What is asked »
Copy out the data below as written; omit any images.

□ □ □ □

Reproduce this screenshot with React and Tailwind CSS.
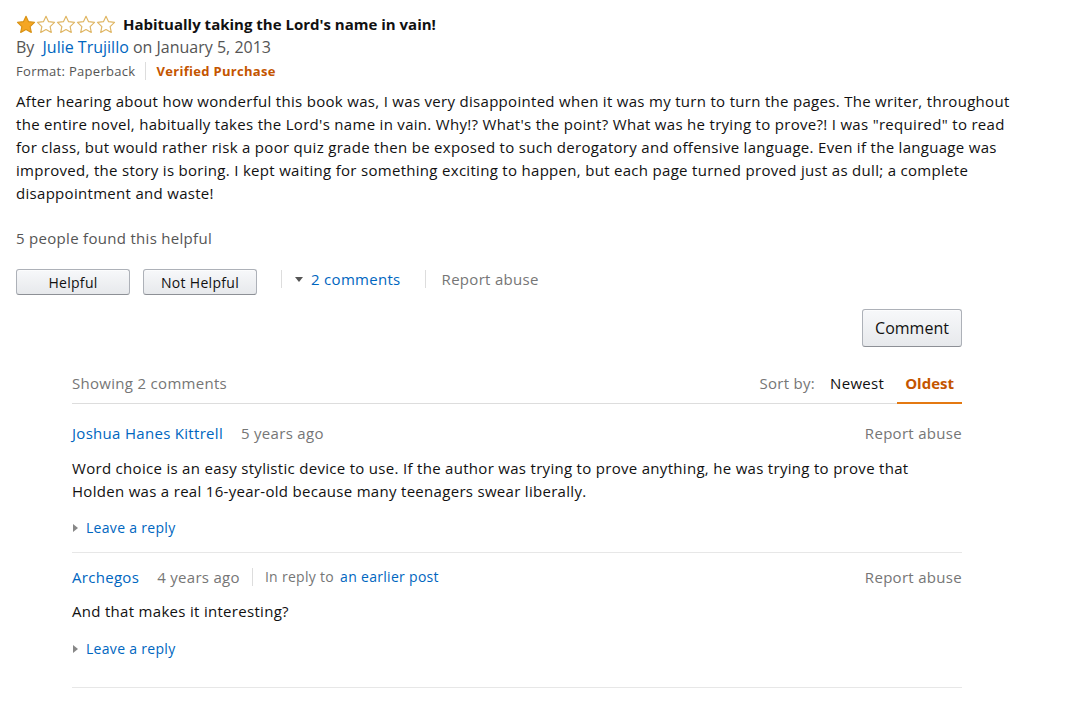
const FONT = { fontFamily: '"Open Sans", "Liberation Sans", sans-serif' };

function Star({ filled }) {
  return (
    <svg width="20" height="19" viewBox="0 0 24 23">
      <path
        d="M12 1.5l3.1 6.6 7.2.9-5.3 5 1.4 7.1L12 17.6l-6.4 3.5 1.4-7.1-5.3-5 7.2-.9z"
        fill={filled ? "#f5a623" : "#ffffff"}
        stroke={filled ? "#d99214" : "#dfb562"}
        strokeWidth="1.4"
        strokeLinejoin="round"
      />
    </svg>
  );
}

function Btn({ children, className = "" }) {
  return (
    <button
      className={
        "rounded-[3px] border border-[#adb1b8] border-b-[#8d9096] bg-gradient-to-b from-[#f7f8fa] to-[#e7e9ec] text-[#111] shadow-[0_1px_0_rgba(255,255,255,0.6)_inset] " +
        className
      }
    >
      {children}
    </button>
  );
}

function Caret({ dir }) {
  if (dir === "down")
    return (
      <svg width="8" height="5" viewBox="0 0 8 5">
        <path d="M0 0h8L4 5z" fill="#555" />
      </svg>
    );
  return (
    <svg width="5" height="8" viewBox="0 0 5 8">
      <path d="M0 0l5 4-5 4z" fill="#888" />
    </svg>
  );
}

const bodyLines = [
  "After hearing about how wonderful this book was, I was very disappointed when it was my turn to turn the pages. The writer, throughout",
  "the entire novel, habitually takes the Lord's name in vain. Why!? What's the point? What was he trying to prove?! I was \"required\" to read",
  "for class, but would rather risk a poor quiz grade then be exposed to such derogatory and offensive language. Even if the language was",
  "improved, the story is boring. I kept waiting for something exciting to happen, but each page turned proved just as dull; a complete",
  "disappointment and waste!",
];

export default function App() {
  return (
    <div className="min-h-screen bg-white px-4 tracking-[0.3px] text-[#111]" style={FONT}>
      {/* titulo */}
      <div className="mt-[14px] flex h-5 items-center">
        <div className="flex">
          <Star filled />
          <Star />
          <Star />
          <Star />
          <Star />
        </div>
        <span className="ml-[7px] text-[15px] font-bold leading-5 tracking-normal">
          Habitually taking the Lord's name in vain!
        </span>
      </div>

      <div className="mt-[2px] text-[16px] leading-[22px] tracking-normal text-[#555]">
        By <a className="ml-1 text-[#0066c0]">Julie Trujillo</a> on January 5, 2013
      </div>

      <div className="mt-[3px] flex items-center text-[13px] leading-5">
        <span className="text-[#555]">Format: Paperback</span>
        <span className="mx-[10px] h-[18px] w-px bg-[#ddd]"></span>
        <span className="font-bold text-[#c45500]">Verified Purchase</span>
      </div>

      {/* texto */}
      <div className="mt-[9px] text-[15px] leading-[23px]">
        {bodyLines.map((l, i) => (
          <div key={i} className="whitespace-nowrap">
            {l}
          </div>
        ))}
      </div>

      <div className="mt-[22px] text-[15px] leading-[23px] text-[#555]">
        5 people found this helpful
      </div>

      <div className="mt-[19px] flex h-[26px] items-center">
        <Btn className="h-[26px] w-[114px] text-[14px]">Helpful</Btn>
        <Btn className="ml-[13px] h-[26px] w-[114px] text-[14px]">Not Helpful</Btn>
        <span className="ml-[24px] -mt-[6px] h-[18px] w-px bg-[#ddd]"></span>
        <span className="ml-[13px] -mt-[6px]">
          <Caret dir="down" />
        </span>
        <a className="ml-[8px] -mt-[6px] text-[15px] text-[#0066c0]">2 comments</a>
        <span className="ml-[24px] -mt-[6px] h-[18px] w-px bg-[#ddd]"></span>
        <span className="ml-[16px] -mt-[6px] text-[15px] text-[#767676]">Report abuse</span>
      </div>

      {/* comentarios */}
      <div className="ml-[56px] w-[890px]">
        <div className="mt-[14px] flex justify-end">
          <Btn className="h-[38px] w-[100px] text-[16px] tracking-normal">Comment</Btn>
        </div>

        <div className="mt-[16px] flex items-stretch border-b border-[#ddd] text-[15px] leading-[22px]">
          <div className="flex-1 pt-[9px] pb-[9px] text-[#767676]">Showing 2 comments</div>
          <div className="pt-[9px] text-[#767676]">Sort by:</div>
          <div className="ml-[7px] px-2 pt-[9px]">Newest</div>
          <div className="-mb-px ml-[5px] border-b-2 border-[#e47911] px-2 pt-[9px] font-bold tracking-normal text-[#c45500]">
            Oldest
          </div>
        </div>

        <div className="mt-[18px] flex text-[15px] leading-[22px]">
          <a className="text-[#0066c0]">Joshua Hanes Kittrell</a>
          <span className="ml-[18px] text-[#767676]">5 years ago</span>
          <span className="ml-auto text-[#767676]">Report abuse</span>
        </div>
        <div className="mt-[13px] text-[15px] leading-[23px]">
          <div>Word choice is an easy stylistic device to use. If the author was trying to prove anything, he was trying to prove that</div>
          <div>Holden was a real 16-year-old because many teenagers swear liberally.</div>
        </div>
        <div className="mt-[15px] flex items-center text-[14px] leading-5">
          <span className="ml-[1px]"><Caret /></span>
          <a className="ml-[8px] text-[#0066c0]">Leave a reply</a>
        </div>
        <div className="mt-[14px] h-px bg-[#e7e7e7]"></div>

        <div className="mt-[13px] flex items-center text-[15px] leading-[22px]">
          <a className="text-[#0066c0]">Archegos</a>
          <span className="ml-[18px] text-[#767676]">4 years ago</span>
          <span className="mx-[12px] h-[18px] w-px bg-[#ddd]"></span>
          <span className="text-[14px] text-[#767676]">In reply to</span>
          <a className="ml-[6px] text-[14px] text-[#0066c0]">an earlier post</a>
          <span className="ml-auto text-[#767676]">Report abuse</span>
        </div>
        <div className="mt-[12px] text-[15px] leading-[23px]">And that makes it interesting?</div>
        <div className="mt-[16px] flex items-center text-[14px] leading-5">
          <span className="ml-[1px]"><Caret /></span>
          <a className="ml-[8px] text-[#0066c0]">Leave a reply</a>
        </div>
        <div className="mt-[28px] h-px bg-[#e7e7e7]"></div>
      </div>
    </div>
  );
}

□ □ □ □

Worked solution »
Reproduce this screenshot with React and Tailwind CSS.
const FONT = { fontFamily: '"Open Sans", "Liberation Sans", sans-serif' };

function Star({ filled }) {
  return (
    <svg width="20" height="19" viewBox="0 0 24 23">
      <path
        d="M12 1.5l3.1 6.6 7.2.9-5.3 5 1.4 7.1L12 17.6l-6.4 3.5 1.4-7.1-5.3-5 7.2-.9z"
        fill={filled ? "#f5a623" : "#ffffff"}
        stroke={filled ? "#d99214" : "#dfb562"}
        strokeWidth="1.4"
        strokeLinejoin="round"
      />
    </svg>
  );
}

function Btn({ children, className = "" }) {
  return (
    <button
      className={
        "rounded-[3px] border border-[#adb1b8] border-b-[#8d9096] bg-gradient-to-b from-[#f7f8fa] to-[#e7e9ec] text-[#111] shadow-[0_1px_0_rgba(255,255,255,0.6)_inset] " +
        className
      }
    >
      {children}
    </button>
  );
}

function Caret({ dir }) {
  if (dir === "down")
    return (
      <svg width="8" height="5" viewBox="0 0 8 5">
        <path d="M0 0h8L4 5z" fill="#555" />
      </svg>
    );
  return (
    <svg width="5" height="8" viewBox="0 0 5 8">
      <path d="M0 0l5 4-5 4z" fill="#888" />
    </svg>
  );
}

const bodyLines = [
  "After hearing about how wonderful this book was, I was very disappointed when it was my turn to turn the pages. The writer, throughout",
  "the entire novel, habitually takes the Lord's name in vain. Why!? What's the point? What was he trying to prove?! I was \"required\" to read",
  "for class, but would rather risk a poor quiz grade then be exposed to such derogatory and offensive language. Even if the language was",
  "improved, the story is boring. I kept waiting for something exciting to happen, but each page turned proved just as dull; a complete",
  "disappointment and waste!",
];

export default function App() {
  return (
    <div className="min-h-screen bg-white px-4 tracking-[0.3px] text-[#111]" style={FONT}>
      {/* titulo */}
      <div className="mt-[14px] flex h-5 items-center">
        <div className="flex">
          <Star filled />
          <Star />
          <Star />
          <Star />
          <Star />
        </div>
        <span className="ml-[7px] text-[15px] font-bold leading-5 tracking-normal">
          Habitually taking the Lord's name in vain!
        </span>
      </div>

      <div className="mt-[2px] text-[16px] leading-[22px] tracking-normal text-[#555]">
        By <a className="ml-1 text-[#0066c0]">Julie Trujillo</a> on January 5, 2013
      </div>

      <div className="mt-[3px] flex items-center text-[13px] leading-5">
        <span className="text-[#555]">Format: Paperback</span>
        <span className="mx-[10px] h-[18px] w-px bg-[#ddd]"></span>
        <span className="font-bold text-[#c45500]">Verified Purchase</span>
      </div>

      {/* texto */}
      <div className="mt-[9px] text-[15px] leading-[23px]">
        {bodyLines.map((l, i) => (
          <div key={i} className="whitespace-nowrap">
            {l}
          </div>
        ))}
      </div>

      <div className="mt-[22px] text-[15px] leading-[23px] text-[#555]">
        5 people found this helpful
      </div>

      <div className="mt-[19px] flex h-[26px] items-center">
        <Btn className="h-[26px] w-[114px] text-[14px]">Helpful</Btn>
        <Btn className="ml-[13px] h-[26px] w-[114px] text-[14px]">Not Helpful</Btn>
        <span className="ml-[24px] -mt-[6px] h-[18px] w-px bg-[#ddd]"></span>
        <span className="ml-[13px] -mt-[6px]">
          <Caret dir="down" />
        </span>
        <a className="ml-[8px] -mt-[6px] text-[15px] text-[#0066c0]">2 comments</a>
        <span className="ml-[24px] -mt-[6px] h-[18px] w-px bg-[#ddd]"></span>
        <span className="ml-[16px] -mt-[6px] text-[15px] text-[#767676]">Report abuse</span>
      </div>

      {/* comentarios */}
      <div className="ml-[56px] w-[890px]">
        <div className="mt-[14px] flex justify-end">
          <Btn className="h-[38px] w-[100px] text-[16px] tracking-normal">Comment</Btn>
        </div>

        <div className="mt-[16px] flex items-stretch border-b border-[#ddd] text-[15px] leading-[22px]">
          <div className="flex-1 pt-[9px] pb-[9px] text-[#767676]">Showing 2 comments</div>
          <div className="pt-[9px] text-[#767676]">Sort by:</div>
          <div className="ml-[7px] px-2 pt-[9px]">Newest</div>
          <div className="-mb-px ml-[5px] border-b-2 border-[#e47911] px-2 pt-[9px] font-bold tracking-normal text-[#c45500]">
            Oldest
          </div>
        </div>

        <div className="mt-[18px] flex text-[15px] leading-[22px]">
          <a className="text-[#0066c0]">Joshua Hanes Kittrell</a>
          <span className="ml-[18px] text-[#767676]">5 years ago</span>
          <span className="ml-auto text-[#767676]">Report abuse</span>
        </div>
        <div className="mt-[13px] text-[15px] leading-[23px]">
          <div>Word choice is an easy stylistic device to use. If the author was trying to prove anything, he was trying to prove that</div>
          <div>Holden was a real 16-year-old because many teenagers swear liberally.</div>
        </div>
        <div className="mt-[15px] flex items-center text-[14px] leading-5">
          <span className="ml-[1px]"><Caret /></span>
          <a className="ml-[8px] text-[#0066c0]">Leave a reply</a>
        </div>
        <div className="mt-[14px] h-px bg-[#e7e7e7]"></div>

        <div className="mt-[13px] flex items-center text-[15px] leading-[22px]">
          <a className="text-[#0066c0]">Archegos</a>
          <span className="ml-[18px] text-[#767676]">4 years ago</span>
          <span className="mx-[12px] h-[18px] w-px bg-[#ddd]"></span>
          <span className="text-[14px] text-[#767676]">In reply to</span>
          <a className="ml-[6px] text-[14px] text-[#0066c0]">an earlier post</a>
          <span className="ml-auto text-[#767676]">Report abuse</span>
        </div>
        <div className="mt-[12px] text-[15px] leading-[23px]">And that makes it interesting?</div>
        <div className="mt-[16px] flex items-center text-[14px] leading-5">
          <span className="ml-[1px]"><Caret /></span>
          <a className="ml-[8px] text-[#0066c0]">Leave a reply</a>
        </div>
        <div className="mt-[28px] h-px bg-[#e7e7e7]"></div>
      </div>
    </div>
  );
}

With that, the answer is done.